"The current state of U.S. infrastructure, coupled with the lack of incentives to utilize recycled content in plastic packaging, have put immense strain on the value chain," she said. "The road map is designed to help U.S. industry leaders act on the significant, systemwide change needed to realize a circular economy for plastics by 2025. The time frame is short, and the workload is immense, but if we choose to do nothing, the visions of a circular economy across the U.S. will give way to the status quo."
Other companies and groups in the pact include Unilever, Clorox, Mars, Mondelez and Aldi.
Plastics firms and trade groups include Amcor, Charter Next Generation, Eastman Chemical, Pretium, PreZero, PureCycle, the Association of Plastic Recyclers and the National Association for PET Container Resources.
The report outlines specific 2025 targets for recycling by material type.
For example, it says that the recycling rate for bottles made from PET, polypropylene and high density polyethylene should have a minimum recycling rate of 70 percent by 2025. Currently, PET and HDPE bottles have rates at around 30 percent.
As well, it said that PE films should have a recycling rate of 30 percent, compared with EPA estimates of 10 percent now, and that all curbside recycling programs should be able to handle film and flexible packaging.
Currently, few curbside systems can handle those flexible materials, and a recent industry report said it would cost $4 billion over five years to upgrade residential collection programs.
The pact also said that both PET nonbottle rigid packaging and PP nonbottle rigid packaging should reach at least 50 percent recycling, and HDPE nonbottle rigids should have a rate of at least 30 percent.
Right now, rates for those materials are well below those figures. The EPA said PP containers had a recycling rate of 8 percent in 2018, for example.
To create demand in the system, the report said there would need to be "robust domestic end markets" for all the packaging materials it is targeting.
By the end of 2022, the report said all of its members would make public commitments for recycled content for the U.S. market and that the pact would have a clear position in support of mandates for recycled content.
It said it would develop policy approaches to "support post-consumer recycled content mandates and procurement policies in coordination with strong programs and policies like EPR and [deposit return systems] to assist the collection and sortation of recyclable plastic packaging."
The group also said it was moving ahead with plans for a list, to be released by the end of this year, of problematic plastic packaging that should be phased out.
By the end of 2022, the pact said it will build on that list to develop a "public engagement campaign around plastics to recognize plastics value in a circular economy and that there are unnecessary and problematic plastics that should be designed or phased out."
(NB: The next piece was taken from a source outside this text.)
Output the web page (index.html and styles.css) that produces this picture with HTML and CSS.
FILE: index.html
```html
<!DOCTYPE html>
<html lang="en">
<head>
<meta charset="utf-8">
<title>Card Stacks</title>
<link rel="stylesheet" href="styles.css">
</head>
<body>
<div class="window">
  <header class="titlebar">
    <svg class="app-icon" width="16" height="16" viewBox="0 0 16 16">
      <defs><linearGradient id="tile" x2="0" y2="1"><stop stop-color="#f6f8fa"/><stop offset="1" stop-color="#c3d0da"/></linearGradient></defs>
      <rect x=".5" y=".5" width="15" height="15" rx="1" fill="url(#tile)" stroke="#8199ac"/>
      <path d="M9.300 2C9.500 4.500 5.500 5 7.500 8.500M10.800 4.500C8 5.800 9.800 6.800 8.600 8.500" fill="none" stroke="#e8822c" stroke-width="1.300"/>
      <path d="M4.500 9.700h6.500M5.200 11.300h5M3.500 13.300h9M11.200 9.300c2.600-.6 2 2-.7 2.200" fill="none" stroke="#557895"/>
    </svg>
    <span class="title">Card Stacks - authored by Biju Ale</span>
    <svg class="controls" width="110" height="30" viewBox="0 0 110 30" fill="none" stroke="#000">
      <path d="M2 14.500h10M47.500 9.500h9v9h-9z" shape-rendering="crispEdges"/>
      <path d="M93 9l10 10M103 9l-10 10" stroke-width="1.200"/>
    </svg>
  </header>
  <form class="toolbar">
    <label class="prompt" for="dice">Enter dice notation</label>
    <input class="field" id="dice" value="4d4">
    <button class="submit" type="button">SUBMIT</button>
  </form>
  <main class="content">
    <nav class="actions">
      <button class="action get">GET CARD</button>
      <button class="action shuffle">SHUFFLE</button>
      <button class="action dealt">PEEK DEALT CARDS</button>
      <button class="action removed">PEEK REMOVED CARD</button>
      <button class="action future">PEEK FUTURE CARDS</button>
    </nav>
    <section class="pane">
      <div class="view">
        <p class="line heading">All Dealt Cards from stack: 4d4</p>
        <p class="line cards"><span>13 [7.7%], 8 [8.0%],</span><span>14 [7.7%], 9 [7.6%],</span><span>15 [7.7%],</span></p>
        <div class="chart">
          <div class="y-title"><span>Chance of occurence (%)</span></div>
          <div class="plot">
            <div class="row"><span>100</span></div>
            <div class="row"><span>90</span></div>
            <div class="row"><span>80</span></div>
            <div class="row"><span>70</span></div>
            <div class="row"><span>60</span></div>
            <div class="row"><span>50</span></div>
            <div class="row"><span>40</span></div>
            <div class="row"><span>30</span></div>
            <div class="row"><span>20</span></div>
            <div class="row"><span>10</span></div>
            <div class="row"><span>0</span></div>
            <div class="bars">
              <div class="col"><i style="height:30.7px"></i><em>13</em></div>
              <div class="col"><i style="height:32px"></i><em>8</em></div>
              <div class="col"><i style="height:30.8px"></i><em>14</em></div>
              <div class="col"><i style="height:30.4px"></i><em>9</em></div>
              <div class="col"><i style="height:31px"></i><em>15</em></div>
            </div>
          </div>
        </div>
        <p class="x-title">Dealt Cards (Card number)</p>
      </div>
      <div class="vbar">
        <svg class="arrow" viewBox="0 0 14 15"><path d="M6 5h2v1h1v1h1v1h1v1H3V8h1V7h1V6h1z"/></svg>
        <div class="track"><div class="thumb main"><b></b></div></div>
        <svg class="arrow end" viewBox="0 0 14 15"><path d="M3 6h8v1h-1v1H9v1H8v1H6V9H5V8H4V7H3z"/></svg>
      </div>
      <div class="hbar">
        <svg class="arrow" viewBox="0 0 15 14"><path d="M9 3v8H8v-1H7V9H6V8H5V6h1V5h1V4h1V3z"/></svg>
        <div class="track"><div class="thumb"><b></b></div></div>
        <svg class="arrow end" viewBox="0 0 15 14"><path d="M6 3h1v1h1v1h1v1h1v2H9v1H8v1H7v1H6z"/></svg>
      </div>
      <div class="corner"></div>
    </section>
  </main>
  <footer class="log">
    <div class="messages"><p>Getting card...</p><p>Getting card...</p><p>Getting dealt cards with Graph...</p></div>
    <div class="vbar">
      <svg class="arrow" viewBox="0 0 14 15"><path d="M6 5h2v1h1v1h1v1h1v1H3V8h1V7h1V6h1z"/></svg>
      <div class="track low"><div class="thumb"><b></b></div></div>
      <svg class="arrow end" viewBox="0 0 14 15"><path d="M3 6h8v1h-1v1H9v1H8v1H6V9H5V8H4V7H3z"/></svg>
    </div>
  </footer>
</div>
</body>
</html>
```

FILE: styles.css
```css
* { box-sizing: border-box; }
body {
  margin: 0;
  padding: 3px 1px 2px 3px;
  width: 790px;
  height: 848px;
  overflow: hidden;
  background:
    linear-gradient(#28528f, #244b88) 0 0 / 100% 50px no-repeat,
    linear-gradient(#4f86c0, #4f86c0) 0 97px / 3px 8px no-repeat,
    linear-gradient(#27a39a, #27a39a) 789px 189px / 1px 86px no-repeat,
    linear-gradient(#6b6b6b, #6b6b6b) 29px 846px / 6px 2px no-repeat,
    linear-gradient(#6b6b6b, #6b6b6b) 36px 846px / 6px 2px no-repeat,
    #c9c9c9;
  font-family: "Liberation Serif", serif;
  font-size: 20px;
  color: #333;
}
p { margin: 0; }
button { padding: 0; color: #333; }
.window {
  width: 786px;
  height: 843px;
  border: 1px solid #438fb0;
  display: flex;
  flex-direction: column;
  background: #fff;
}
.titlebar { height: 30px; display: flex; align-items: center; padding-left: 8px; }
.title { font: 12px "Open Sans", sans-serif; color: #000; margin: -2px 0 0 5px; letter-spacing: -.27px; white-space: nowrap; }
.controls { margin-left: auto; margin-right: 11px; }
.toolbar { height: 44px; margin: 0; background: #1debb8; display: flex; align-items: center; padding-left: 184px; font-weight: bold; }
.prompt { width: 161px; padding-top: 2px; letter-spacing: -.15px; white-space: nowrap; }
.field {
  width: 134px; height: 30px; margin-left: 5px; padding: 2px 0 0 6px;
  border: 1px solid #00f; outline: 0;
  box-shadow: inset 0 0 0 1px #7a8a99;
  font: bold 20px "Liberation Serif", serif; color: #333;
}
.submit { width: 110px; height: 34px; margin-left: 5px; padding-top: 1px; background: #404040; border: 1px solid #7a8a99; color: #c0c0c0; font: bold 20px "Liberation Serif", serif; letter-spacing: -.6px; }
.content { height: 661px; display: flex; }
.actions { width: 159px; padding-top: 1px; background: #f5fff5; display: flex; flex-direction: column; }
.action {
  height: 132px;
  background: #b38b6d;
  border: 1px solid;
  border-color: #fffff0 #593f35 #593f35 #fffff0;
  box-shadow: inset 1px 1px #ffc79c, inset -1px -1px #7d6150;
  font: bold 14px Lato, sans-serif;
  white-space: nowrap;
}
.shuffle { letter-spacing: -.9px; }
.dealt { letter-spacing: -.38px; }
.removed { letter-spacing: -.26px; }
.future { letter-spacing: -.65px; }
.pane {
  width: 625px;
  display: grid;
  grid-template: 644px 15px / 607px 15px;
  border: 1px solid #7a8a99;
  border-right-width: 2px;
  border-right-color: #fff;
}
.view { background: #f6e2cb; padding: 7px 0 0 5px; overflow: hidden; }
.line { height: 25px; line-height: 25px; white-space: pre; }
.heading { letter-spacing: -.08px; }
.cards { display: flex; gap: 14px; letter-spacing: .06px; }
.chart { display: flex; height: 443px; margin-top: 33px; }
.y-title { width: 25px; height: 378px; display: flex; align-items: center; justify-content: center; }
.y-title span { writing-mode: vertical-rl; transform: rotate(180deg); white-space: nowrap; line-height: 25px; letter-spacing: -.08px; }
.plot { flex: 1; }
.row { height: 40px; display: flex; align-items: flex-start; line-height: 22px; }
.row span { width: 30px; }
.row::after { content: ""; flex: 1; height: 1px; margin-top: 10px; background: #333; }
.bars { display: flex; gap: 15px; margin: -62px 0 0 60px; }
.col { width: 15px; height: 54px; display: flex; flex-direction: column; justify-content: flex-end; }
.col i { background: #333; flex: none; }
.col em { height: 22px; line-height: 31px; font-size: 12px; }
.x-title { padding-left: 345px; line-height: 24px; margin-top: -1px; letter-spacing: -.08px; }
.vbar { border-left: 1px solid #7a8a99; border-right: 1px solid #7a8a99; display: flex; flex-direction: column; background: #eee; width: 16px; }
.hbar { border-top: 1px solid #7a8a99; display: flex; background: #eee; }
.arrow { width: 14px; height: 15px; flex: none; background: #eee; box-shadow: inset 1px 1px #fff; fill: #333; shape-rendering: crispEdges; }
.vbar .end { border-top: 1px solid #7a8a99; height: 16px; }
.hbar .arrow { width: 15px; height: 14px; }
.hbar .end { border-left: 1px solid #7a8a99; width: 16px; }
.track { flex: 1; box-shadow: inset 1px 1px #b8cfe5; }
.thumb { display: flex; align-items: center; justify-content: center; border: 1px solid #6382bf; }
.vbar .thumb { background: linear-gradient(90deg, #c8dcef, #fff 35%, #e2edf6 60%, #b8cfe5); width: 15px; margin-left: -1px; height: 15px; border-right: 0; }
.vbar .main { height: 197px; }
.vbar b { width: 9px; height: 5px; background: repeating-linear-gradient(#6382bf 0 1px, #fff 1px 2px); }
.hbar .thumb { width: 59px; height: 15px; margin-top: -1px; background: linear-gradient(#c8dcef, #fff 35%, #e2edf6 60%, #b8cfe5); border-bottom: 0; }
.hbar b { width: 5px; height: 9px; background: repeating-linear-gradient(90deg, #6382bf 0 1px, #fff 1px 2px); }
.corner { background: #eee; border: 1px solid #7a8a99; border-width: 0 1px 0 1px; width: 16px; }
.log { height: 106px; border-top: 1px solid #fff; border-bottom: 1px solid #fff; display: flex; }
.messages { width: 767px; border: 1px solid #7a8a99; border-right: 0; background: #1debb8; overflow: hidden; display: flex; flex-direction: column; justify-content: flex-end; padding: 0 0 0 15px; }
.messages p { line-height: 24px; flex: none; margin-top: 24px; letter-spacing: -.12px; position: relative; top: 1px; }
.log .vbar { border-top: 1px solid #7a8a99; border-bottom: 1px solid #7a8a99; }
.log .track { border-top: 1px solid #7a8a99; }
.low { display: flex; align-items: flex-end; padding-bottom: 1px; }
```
Some critics have questioned how much a voluntary agreement like the pact can accomplish and noted previous voluntary efforts around plastics recycling that came with high-profile announcements but fizzled.
But supporters see the road map as a key part of building a national strategy.
"To meaningfully address the plastic waste crisis in the United States, we must unite the critical stakeholders — industry leaders, waste management systems and policymakers — under a cohesive action plan," said Erin Simon, head of plastic waste and business at World Wildlife Fund. "The road map will be the key for setting a national strategy that reaches our set targets and measures our progress in a consistent, transparent manner."
The U.S. pact is one of a series of global pacts being developed under the umbrella of the Ellen MacArthur Foundation.